In both works, unlike other works for children in which terrifying monsters are used, the monsters are not controlled or dominated. According to Compagna and Steinhart (2020), most “narratives,” a term they use to refer to both: “high arts products” and “popular culture,” feature monsters that appear as “contained,” have to be “destroyed,” sometimes there is even “adjustment of (beauty) standards,” “modified,” or “integrated in the social order” (xi). The two selected plays present a different role of monsters, asserting how they should not be “contained” or “modified,” but the children have to accept them in order to reach self-acceptance. Thus, the monsters in the plays do not disappear.
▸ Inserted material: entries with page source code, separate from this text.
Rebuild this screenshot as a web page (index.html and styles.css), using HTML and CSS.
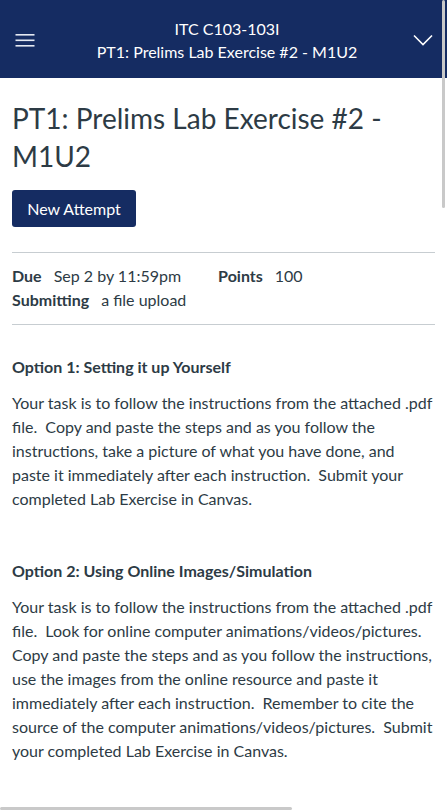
FILE: index.html
```html
<!DOCTYPE html>
<html lang="en">
<head>
<meta charset="utf-8">
<title>PT1: Prelims Lab Exercise #2 - M1U2</title>
<link rel="stylesheet" href="styles.css">
</head>
<body>
<header class="topbar">
  <div class="topbar-left">
    <svg class="hamburger" width="20" height="14" viewBox="0 0 20 14" aria-hidden="true">
      <rect x="0.5" y="1" width="19" height="1.6" fill="#e4e9f2"/>
      <rect x="0.5" y="6.5" width="19" height="1.6" fill="#e4e9f2"/>
      <rect x="0.5" y="12" width="19" height="1.6" fill="#e4e9f2"/>
    </svg>
  </div>
  <div class="topbar-title">
    <div class="course">ITC C103-103I</div>
    <div class="page">PT1: Prelims Lab Exercise #2 - M1U2</div>
  </div>
  <div class="topbar-right">
    <svg class="chevron" width="20" height="12" viewBox="0 0 20 12" aria-hidden="true">
      <polyline points="1,1.5 10,10.5 19,1.5" fill="none" stroke="#ffffff" stroke-width="1.6"/>
    </svg>
  </div>
</header>

<main class="content">
  <h1 class="title">PT1: Prelims Lab Exercise #2 - M1U2</h1>
  <button class="btn-primary">New Attempt</button>

  <div class="details">
    <div class="detail-row">
      <span class="detail"><span class="label">Due</span><span class="value">Sep 2 by 11:59pm</span></span>
      <span class="detail detail-points"><span class="label">Points</span><span class="value">100</span></span>
    </div>
    <div class="detail-row">
      <span class="detail"><span class="label">Submitting</span><span class="value">a file upload</span></span>
    </div>
  </div>

  <div class="description">
    <p><strong>Option 1: Setting it up Yourself</strong></p>
    <p>Your task is to follow the instructions from the attached .pdf file.&nbsp; Copy and paste the steps and as you follow the instructions, take a picture of what you have done, and paste it immediately after each instruction.&nbsp; Submit your completed Lab Exercise in Canvas.</p>
    <p>&nbsp;</p>
    <p><strong>Option 2: Using Online Images/Simulation</strong></p>
    <p>Your task is to follow the instructions from the attached .pdf file.&nbsp; Look for online computer animations/videos/pictures.&nbsp; Copy and paste the steps and as you follow the instructions, use the images from the online resource and paste it immediately after each instruction.&nbsp; Remember to cite the source of the computer animations/videos/pictures.&nbsp; Submit your completed Lab Exercise in Canvas.</p>
  </div>
</main>

<div class="scroll-v"></div>
<div class="scroll-h"></div>
</body>
</html>
```

FILE: styles.css
```css
html, body {
  margin: 0;
  padding: 0;
  background: #ffffff;
}
body {
  font-family: Lato, "Open Sans", sans-serif;
  color: #2d3b45;
  width: 447px;
  height: 812px;
  overflow: hidden;
}
.topbar {
  height: 78px;
  background: #152c62;
  color: #ffffff;
  display: grid;
  grid-template-columns: 48px 1fr 41px;
  align-items: center;
}
.topbar-left {
  display: flex;
  justify-content: flex-start;
  padding-left: 15px;
  padding-top: 2px;
}
.hamburger { display: block; }
.topbar-title {
  text-align: center;
  font-size: 16px;
  line-height: 23px;
  padding-top: 1px;
}
.topbar-right {
  display: flex;
  justify-content: flex-start;
  padding-left: 7px;
  padding-top: 1px;
}
.chevron { display: block; }

.content {
  padding: 0 12px;
}
.title {
  margin: 21px 0 15px;
  font-size: 28px;
  line-height: 38px;
  font-weight: 400;
  color: #2d3b45;
}
.btn-primary {
  display: block;
  height: 37px;
  width: 124px;
  padding: 0;
  border: 0;
  border-radius: 3px;
  background: #152c62;
  color: #ffffff;
  font-family: Lato, "Open Sans", sans-serif;
  font-size: 16px;
}
.details {
  margin-top: 25px;
  border-top: 1px solid #c7cdd1;
  border-bottom: 1px solid #c7cdd1;
  padding: 11px 0 12px;
  font-size: 16px;
  line-height: 24px;
}
.detail-row {
  display: flex;
}
.detail {
  display: inline-flex;
}
.detail-points {
  margin-left: 37px;
}
.label {
  font-weight: 700;
  margin-right: 12px;
}
.description {
  padding-top: 18px;
  font-size: 16px;
  line-height: 24px;
}
.description p {
  margin: 12px 0;
}
.description p strong {
  font-weight: 700;
}
.scroll-v {
  position: absolute;
  left: 442px;
  top: 0;
  width: 3px;
  height: 208px;
  background: #c9c9c9;
  border-radius: 2px;
}
.scroll-h {
  position: absolute;
  left: 0;
  top: 807px;
  width: 292px;
  height: 3px;
  background: #c9c9c9;
  border-radius: 2px;
}
```
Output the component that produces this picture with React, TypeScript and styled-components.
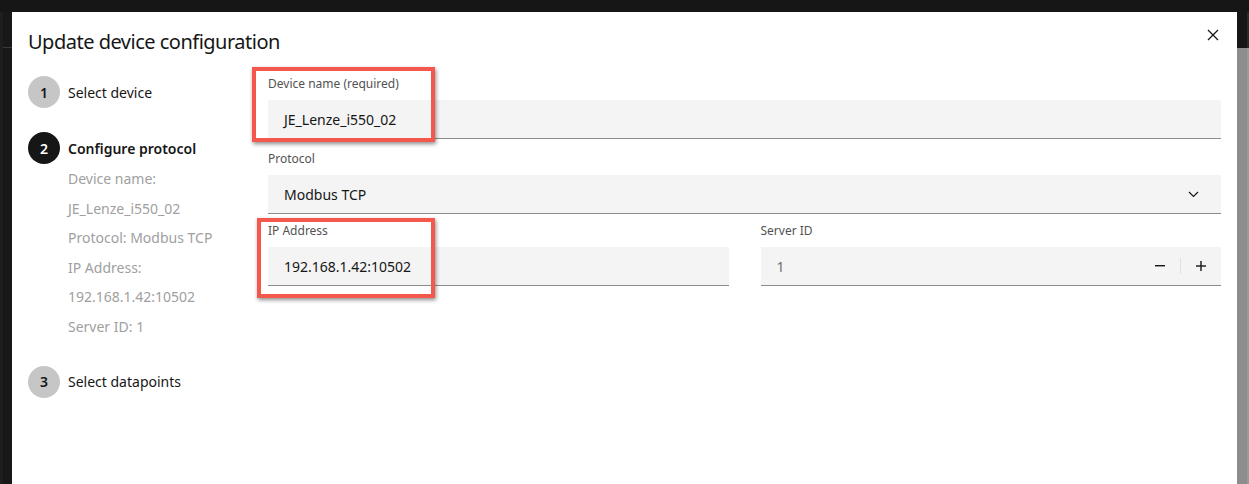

Cohen (1996) argues that monsters “can be pushed to the farthest margins of geography and discourse, hidden away at the edges of the world and in the forbidden recesses of our mind, but they always return” (20). He adds that “when they come back, they bring not just a fuller knowledge of our place in history and the history of knowing our place, but they bear self-knowledge, human knowledge” (20). In the selected works, the friendly monsters help the children understand themselves, but they do not disappear or are “pushed” away. They continue to exist and even Gruntable promises to return. However, the protagonists are aware that its return will not be frightening or worrying at all, but rather accepted because the protagonists have learned to accept their fears and differences. Maynes (2020) asserts that “the monster should have the last word” in bedtime monster stories (7). Applying the previous words to the selected plays, the benevolent monsters are the ones who end the plays affirming their existence as part of the children’s lives, but at the same time, confirming that the children are now more mature as they show deeper understanding of themselves and their own world.